Background information
- Birth name: Justin Alexander Adams
- Born: 22 July 1961 (age 63) Westminster, London, England
- Genres: World music
- Occupation: Musician
- Instrument: Guitar
- Years active: Mid-1980s–present
- Labels: Wayward; Real World; World Village;
- Formerly of: The Impossible Dreamers

= Justin Adams =

English guitarist and composer (born 1961)

Justin Alexander Adams (born 22 July 1961) is an English guitarist and composer who works in blues and African styles.

==Biography==
Born in London, the son of a diplomat, Adams spent some of his early childhood growing up in Egypt, before returning with his family to England.

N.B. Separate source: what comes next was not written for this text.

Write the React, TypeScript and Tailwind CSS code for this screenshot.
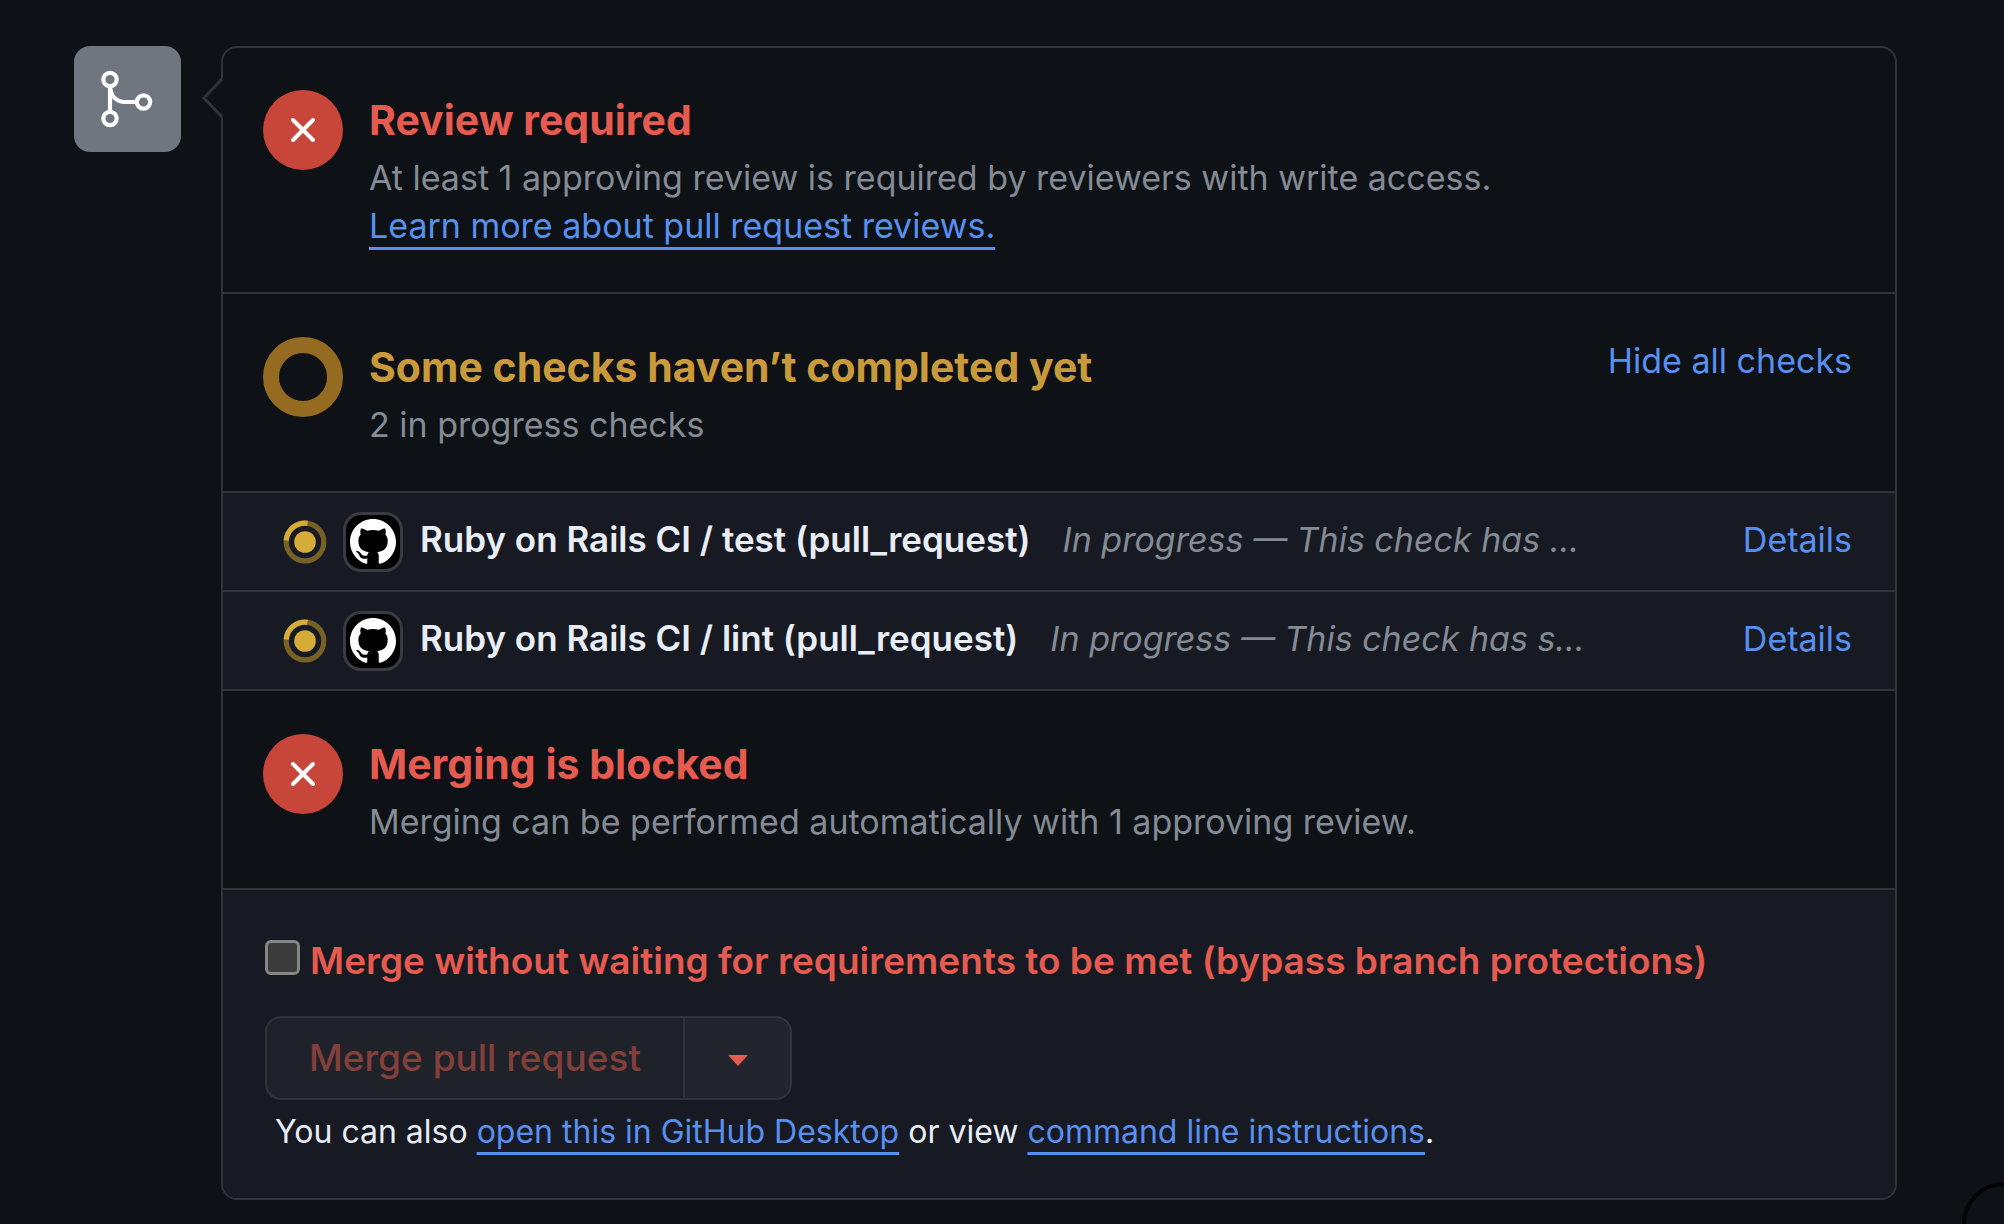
import React from "react";

function MergeIcon() {
  return (
    <svg viewBox="0 0 107 106" className="h-[106px] w-[107px]" fill="none" stroke="#fff" strokeWidth="4.2" aria-hidden="true">
      <circle cx="36" cy="33.5" r="6.7" />
      <circle cx="36" cy="72.5" r="6.7" />
      <circle cx="69.5" cy="56" r="6.7" />
      <path d="M36 40v26" />
      <path d="M36 41c1 9 6 15 15 15h12" />
    </svg>
  );
}

function BlockedIcon() {
  return (
    <span className="flex size-20 shrink-0 items-center justify-center rounded-full bg-[#c8453a]">
      <svg viewBox="0 0 26 26" className="size-[26px]" fill="none" stroke="#fff" strokeWidth="4" strokeLinecap="round" aria-hidden="true">
        <path d="M3 3l20 20M23 3L3 23" />
      </svg>
    </span>
  );
}

function ProgressIcon() {
  return (
    <svg viewBox="0 0 44 44" className="size-11 shrink-0" fill="none" aria-label="In progress" role="img">
      <circle cx="22" cy="22" r="18.8" stroke="#766226" strokeWidth="5.2" />
      <path d="M3.2 20.5A18.8 18.8 0 0 1 24.5 3.3" stroke="#d5ac3a" strokeWidth="5.2" />
      <circle cx="22" cy="22" r="10.8" fill="#d5ac3a" />
    </svg>
  );
}

function AppAvatar() {
  return (
    <span className="flex size-[60px] shrink-0 items-center justify-center rounded-[18px] border-[3px] border-[#383c42] bg-black">
      <svg viewBox="0 0 16 16" className="size-[46px]" fill="#fff" aria-hidden="true">
        <path d="M8 0C3.58 0 0 3.58 0 8c0 3.54 2.29 6.53 5.47 7.59.4.07.55-.17.55-.38 0-.19-.01-.82-.01-1.49-2.01.37-2.53-.49-2.69-.94-.09-.23-.48-.94-.82-1.13-.28-.15-.68-.52-.01-.53.63-.01 1.08.58 1.23.82.72 1.21 1.87.87 2.33.66.07-.52.28-.87.51-1.07-1.78-.2-3.64-.89-3.64-3.95 0-.87.31-1.59.82-2.15-.08-.2-.36-1.02.08-2.12 0 0 .67-.21 2.2.82.64-.18 1.32-.27 2-.27s1.36.09 2 .27c1.53-1.04 2.2-.82 2.2-.82.44 1.1.16 1.92.08 2.12.51.56.82 1.27.82 2.15 0 3.07-1.87 3.75-3.65 3.95.29.25.54.73.54 1.48 0 1.07-.01 1.93-.01 2.2 0 .21.15.46.55.38A8.01 8.01 0 0 0 16 8c0-4.42-3.58-8-8-8z" />
      </svg>
    </span>
  );
}

const underlined =
  "text-[#5890f0] underline decoration-[3px] underline-offset-[9px] [text-decoration-skip-ink:none]";

function CheckRow({ name, status }: { name: string; status: string }) {
  return (
    <li className="flex h-[99px] items-center border-t-2 border-[#303439] bg-[#171a22] pr-[43px] pl-[60px] text-[34px] leading-[48px]">
      <ProgressIcon />
      <span className="ml-4 flex">
        <AppAvatar />
      </span>
      <span className="ml-[17px] flex min-w-0 flex-1 items-baseline gap-8 pb-1 whitespace-nowrap">
        <strong className="text-[35px] font-semibold text-[#e9edf6]">{name}</strong>
        <em className="text-[#848b94]">{status}</em>
      </span>
      <a href="#details" className="pb-1 text-[#5890f0]">Details</a>
    </li>
  );
}

export default function App() {
  return (
    <main className="relative flex min-h-screen items-start overflow-hidden bg-[#0e1116] pt-[46px] pr-[107px] pl-[74px] font-['Inter',sans-serif] text-[34px] leading-[48px] text-[#e9edf6]">
      <div className="mr-10 shrink-0 rounded-2xl bg-[#6f7680]">
        <MergeIcon />
      </div>

      <section className="relative min-w-0 flex-1 rounded-2xl border-2 border-[#303439]">
        <svg viewBox="0 0 22 44" className="absolute top-7 -left-[22px] h-11 w-[22px]" aria-hidden="true">
          <path d="M22 2L3 22l19 20z" fill="#0e1116" />
          <path d="M21 3L3 22l18 19" fill="none" stroke="#303439" strokeWidth="3" />
        </svg>

        <div className="flex gap-[26px] px-10 pt-[42px] pb-[42px]">
          <BlockedIcon />
          <div>
            <h2 className="mb-1 text-[41px] leading-[60px] font-bold text-[#e55b4f]">Review required</h2>
            <p className="text-[#848b94]">At least 1 approving review is required by reviewers with write access.</p>
            <p>
              <a href="#reviews" className={underlined}>Learn more about pull request reviews.</a>
            </p>
          </div>
        </div>

        <div className="flex gap-[26px] border-t-2 border-[#303439] pt-[43px] pr-[43px] pb-[42px] pl-10">
          <span className="size-20 shrink-0 rounded-full border-[16px] border-[#946b21]" />
          <div className="flex-1">
            <h2 className="mb-1 text-[41px] leading-[60px] font-bold text-[#c99a3c]">Some checks haven’t completed yet</h2>
            <p className="text-[#848b94]">2 in progress checks</p>
          </div>
          <button type="button" className="self-start text-[#5890f0]">Hide all checks</button>
        </div>

        <ul>
          <CheckRow name="Ruby on Rails CI / test (pull_request)" status="In progress — This check has …" />
          <CheckRow name="Ruby on Rails CI / lint (pull_request)" status="In progress — This check has s…" />
        </ul>

        <div className="flex gap-[26px] border-t-2 border-[#303439] px-10 pt-[43px] pb-[42px]">
          <BlockedIcon />
          <div>
            <h2 className="mb-1 text-[41px] leading-[60px] font-bold text-[#e55b4f]">Merging is blocked</h2>
            <p className="text-[#848b94]">Merging can be performed automatically with 1 approving review.</p>
          </div>
        </div>

        <div className="rounded-b-[14px] border-t-2 border-[#303439] bg-[#171a22] px-[42px] pt-[43px] pb-[42px]">
          <label className="flex items-center gap-[10px] text-[37px] leading-[56px] font-semibold text-[#e55b4f]">
            <input type="checkbox" className="mb-2 size-[35px] shrink-0 appearance-none rounded-md border-[3px] border-[#868686] bg-[#3b3b3b]" />
            Merge without waiting for requirements to be met (bypass branch protections)
          </label>
          <div className="mt-[27px] flex h-[84px] text-[37px] font-medium">
            <button type="button" disabled className="rounded-l-2xl border-2 border-[#303439] bg-[#20222a] px-[42px] text-[#83403b]">
              Merge pull request
            </button>
            <button type="button" aria-label="Select merge method" className="flex w-[107px] items-center justify-center rounded-r-2xl border-2 border-l-0 border-[#303439] bg-[#22252d]">
              <svg viewBox="0 0 20 12" className="mt-1 h-3 w-5" aria-hidden="true">
                <path d="M0 1h20L10 12z" fill="#e55b4f" />
              </svg>
            </button>
          </div>
          <p className="mt-2 pl-[10px] text-[32px]">
            You can also <a href="#desktop" className={underlined}>open this in GitHub Desktop</a> or view{" "}
            <a href="#cli" className={underlined}>command line instructions</a>.
          </p>
        </div>
      </section>

      <span className="absolute -right-[42px] -bottom-[42px] size-[84px] rounded-full border-4 border-[#030406]" />
    </main>
  );
}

He began his career in music in the 1980s with the band the Impossible Dreamers. He then joined Jah Wobble's Invaders of the Heart.

His first solo album was Desert Road in 2001, and he also wrote the score for Elaine Proctor's 2000 film Kin.

Adams co-wrote the 2005 Robert Plant album Mighty ReArranger, and is a producer. He has worked with Saharan desert blues group Tinariwen, whose first and third albums he produced, Robert Plant's Strange Sensation band, and has collaborated with Brian Eno, Sinéad O'Connor, Lo'Jo and musicians from African, Arabic and Irish traditions.

From 2007, he collaborated with Gambian griot Juldeh Camara (sometimes under the name 'JUJU'), resulting in the albums Soul Science, Tell No Lies (which won a Songlines 'Cross-Cultural Collaboration' award), The Trance Sessions, and In Trance. He also recorded with Ben Mandelson and Lu Edmonds as Les Triaboliques, releasing the album rivermudtwilight (2009). He produced the 2013 Zoom album of Rachid Taha.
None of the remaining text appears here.